Kent’s retail market has mirrored the national situation, with many chains either undertaking store rationalisation or seeking to negotiate rent reduction via CVA negotiations with landlords.

Former stores of national retailers, such as Debenhams, have changed hands with its former Folkestone store site purchased by Folkestone & Hythe District Council for £2.05m. Permission has also been granted to redevelop Debenhams’ Canterbury stores to create the Guildhall Quarter, a mixed used retail and residential development close to the cathedral and High Street.

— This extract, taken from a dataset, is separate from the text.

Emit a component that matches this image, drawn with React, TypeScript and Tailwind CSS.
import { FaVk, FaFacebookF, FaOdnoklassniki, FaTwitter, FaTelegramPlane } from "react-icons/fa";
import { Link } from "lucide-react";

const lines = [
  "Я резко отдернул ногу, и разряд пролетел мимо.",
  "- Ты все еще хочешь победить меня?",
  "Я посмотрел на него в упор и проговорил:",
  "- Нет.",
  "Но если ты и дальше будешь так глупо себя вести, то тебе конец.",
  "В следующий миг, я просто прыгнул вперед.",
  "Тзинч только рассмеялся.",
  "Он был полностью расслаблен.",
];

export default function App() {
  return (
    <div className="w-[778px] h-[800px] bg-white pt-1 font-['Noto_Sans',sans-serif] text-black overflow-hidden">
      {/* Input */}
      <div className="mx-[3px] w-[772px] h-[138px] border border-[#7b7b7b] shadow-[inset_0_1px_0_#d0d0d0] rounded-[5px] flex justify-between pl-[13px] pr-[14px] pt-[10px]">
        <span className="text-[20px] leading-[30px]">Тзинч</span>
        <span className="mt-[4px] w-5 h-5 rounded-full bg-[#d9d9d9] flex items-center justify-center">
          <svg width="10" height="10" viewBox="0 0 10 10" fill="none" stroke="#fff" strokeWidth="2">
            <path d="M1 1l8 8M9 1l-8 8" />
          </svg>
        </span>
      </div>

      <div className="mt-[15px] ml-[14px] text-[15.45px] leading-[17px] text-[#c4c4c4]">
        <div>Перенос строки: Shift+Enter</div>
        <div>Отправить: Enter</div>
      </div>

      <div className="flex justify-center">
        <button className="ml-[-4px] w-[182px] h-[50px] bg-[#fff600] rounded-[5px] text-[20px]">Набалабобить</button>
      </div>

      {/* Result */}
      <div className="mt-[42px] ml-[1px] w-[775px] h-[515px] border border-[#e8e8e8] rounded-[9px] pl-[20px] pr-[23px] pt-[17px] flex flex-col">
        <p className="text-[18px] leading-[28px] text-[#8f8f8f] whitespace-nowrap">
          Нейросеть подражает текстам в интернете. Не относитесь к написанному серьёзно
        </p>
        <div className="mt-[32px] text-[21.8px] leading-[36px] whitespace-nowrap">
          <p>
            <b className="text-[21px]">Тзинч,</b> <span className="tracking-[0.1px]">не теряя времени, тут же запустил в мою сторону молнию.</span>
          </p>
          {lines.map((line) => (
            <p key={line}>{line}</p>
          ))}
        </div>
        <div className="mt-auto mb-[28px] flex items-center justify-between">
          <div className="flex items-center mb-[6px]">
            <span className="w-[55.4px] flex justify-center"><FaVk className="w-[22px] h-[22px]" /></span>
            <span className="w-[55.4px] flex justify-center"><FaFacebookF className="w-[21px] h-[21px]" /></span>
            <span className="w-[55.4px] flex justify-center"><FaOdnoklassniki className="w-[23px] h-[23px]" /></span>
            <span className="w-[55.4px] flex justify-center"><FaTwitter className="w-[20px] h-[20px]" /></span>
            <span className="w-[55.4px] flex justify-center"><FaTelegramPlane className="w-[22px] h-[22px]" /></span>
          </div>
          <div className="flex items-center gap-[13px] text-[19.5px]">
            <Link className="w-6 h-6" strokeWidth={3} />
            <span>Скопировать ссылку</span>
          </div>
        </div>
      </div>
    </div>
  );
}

The former Nasons Department Store, also in Canterbury, is the subject of a planning application to create a new retail destination and commercial space alongside residential and serviced apartments in the heart of the city. Kent has also welcomed the opening of a major Marks & Spencer store at Eclipse Park near Junction 7 on the M20, offering 7,808m2 of food, clothing and homewares.

Kent’s housing market remains buoyant. The small and large scale housebuilders have returned to the market and look set to benefit from the drift of families looking to relocate from the capital to improve their work-life balance as a result of the pandemic. The window of Government support in the form of the increase in the Stamp Duty threshold combined with Help to Buy is likely to drive high levels of activity until March when these incentives are proposed to fall away.

Analysis undertaken by Zoopla for the Kent Property Market Report found average house prices in the county’s towns are 10 per cent lower than the South East average. This relative affordability has driven demand pushing average annual growth over the last five years to 4.2 per cent across Kent’s main towns. This compares with an average of 3.2 per cent for South East towns.

The Kent Property Market Report is supported by Cripps Pemberton Greenish, DHA Planning, Handelsbanken, Hollaway, MHA Macintyre Hudson and Royal Institution of Chartered Surveyors, (RICS).